In Weiner’s case, attorneys Steven D. Benjamin and Betty Layne Desportes say in court filings that an expert analysis shows that Steiniger’s phone repeatedly accessed cell towers close to her mother’s apartment during the time of the abduction but never communicated with a tower about 400 yards from the abandoned house. The mother’s home is 1.5 miles from the abandoned house. The defense contends that if numerous texts had been made from the house, at least some would have pinged off the closest tower.
Albemarle County Commonwealth’s Attorney Denise Lunsford and Steiniger declined to comment, but Lunsford disputed the evidence in a filing on Tuesday. She also said in previous interviews that she believes that Steiniger is telling the truth and that the cellphone analysis is flawed.
“The ‘facts’ set forth by Weiner are largely a fictional account of what Weiner would like for the evidence to have been absent cross examination and opportunity to present contrary evidence,” Lunsford wrote in the filing.
Weiner, a father with no previous felony convictions, maintains his innocence and said the case has cost him everything — his savings, his home in the Charlottesville area and his standing in the community.
“Prior to my arrest, I had been married for over 20 years,” Weiner said in a statement to The Washington Post. “I was a grocery store manager, the father of a 9-year-old son, a full-time ‘A’ student at the community college, and a volunteer to multiple service and faith organizations. . . . I lost my freedom and so much more when I was arrested.”
For her part, Steiniger testified at trial that she endured a nightmare that could have been worse had she not escaped.
“Where are you taking me and what the [expletive] are you . . . doing?” Steiniger told jurors she asked the man.
The competing stories offer starkly different versions of the truth: Did Steiniger narrowly escape a predator or was her story, as Weiner’s attorneys contend, a fiction that spun out of control?
Steiniger, then a waitress at Red Robin, left her boyfriend’s home in Charlottesville about 11:30 p.m. Dec. 13, 2012, to walk to her mother’s house. The defense contends that she wanted to stay the night. She testified that her boyfriend lived in government-run housing that did not permit overnight visits.

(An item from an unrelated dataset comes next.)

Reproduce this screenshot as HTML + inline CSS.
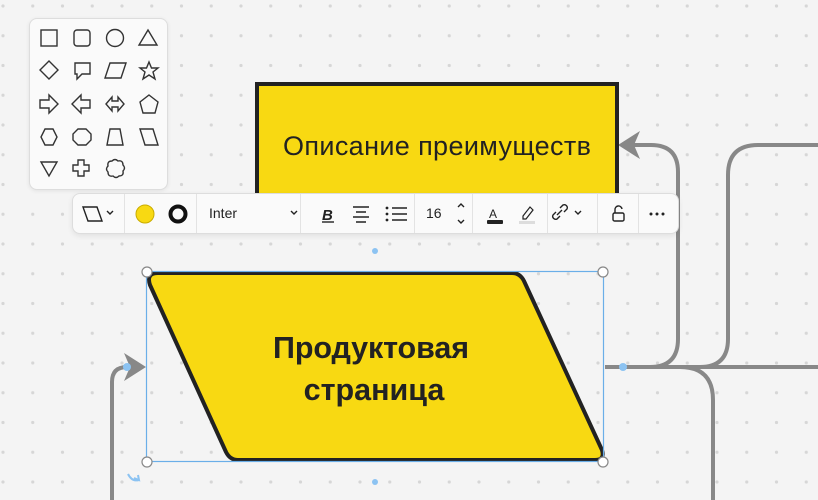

During the trial, Steiniger testified that she noticed a white van passing her again and again as she walked toward a Lucky 7 convenience store. Eventually, the door of the van opened.
“He said, ‘It’s . . . cold outside. Do you need a ride?’ ” she testified, according to a court transcript.
Steiniger and Weiner had never met before, but their lives would be bound together over the next hour.
Weiner contends he drove Steiniger to her mother’s apartment, she gave him her phone number and got out. His attorneys buttress the story with a matchbox found in Weiner’s car with Steiniger’s number on it. The evidence was never presented at trial.
The defense claims that she then invented the abduction story and made up the texts to provoke her boyfriend. “Her story was pure fiction and an affront to common sense,” Benjamin wrote in his motion.
In Steiniger’s telling during the trial, Weiner asked her uncomfortable personal questions during the drive, touched her thigh and missed a turn to her mother’s apartment. She grew increasingly anxious, texting her boyfriend at one point “he wont let me out of the car.”
Steiniger said she passed out seconds after Weiner applied the bandanna to her mouth. At that point, prosecutors said, Weiner took Steiniger’s phone and began sending taunting messages to her boyfriend. “She was a fighter ill give her that much,” one read.
When she awoke in the abandoned home, Steiniger feigned being unconsciousness until Weiner went back out to the car. She gathered her things, including the phone, and ran.
In the meantime, her boyfriend had alerted authorities, who called Steiniger’s phone and left voice messages. Steiniger testified that she never answered those calls because her phone had died. She trudged back to her mother’s house and recharged her phone before retrieving the messages.
The defense takes issue with a number of aspects of that story. An analysis the defense commissioned says Steiniger’s cellphone accessed the two cellphone towers near her mother’s apartment dozens of times between midnight and about 2:15 a.m but never the one near the abandoned home.
John B. Minor, a communications expert who has testified in numerous trials, reviewed the analysis and said it appeared credible upon a cursory examination. He said it was difficult to explain why Steiniger’s phone was pinging off the tower near her mother’s home, if she was at the abandoned house. “It would be more likely that the device would register with the tower nearer to the abandoned house,” he said.
The defense also said cell phone records show Steiniger checked her voice mail during the time she said her phone was dead and received and made phone calls.
Lunsford wrote in her response it is impossible to establish the location of Steiniger’s cellphone during the abduction using the data. She said the cell tower accessed can only “narrow down a likely location of a cellphone.”
In addition, she said Steiniger’s cellphone had accessed a tower remote to the mother’s apartment and the abandoned house during the abduction, showing the trickiness of such data.
Lunsford also wrote that Weiner’s testimony had holes, including inconsistencies in where he picked up Steiniger and the route he took that night.
“On cross examination, Weiner’s credibility became an issue as Steiniger’s had,” she said. “Among other things, Weiner was cross examined about receipts from stops he testified that he made that evening which were never recovered from his van.”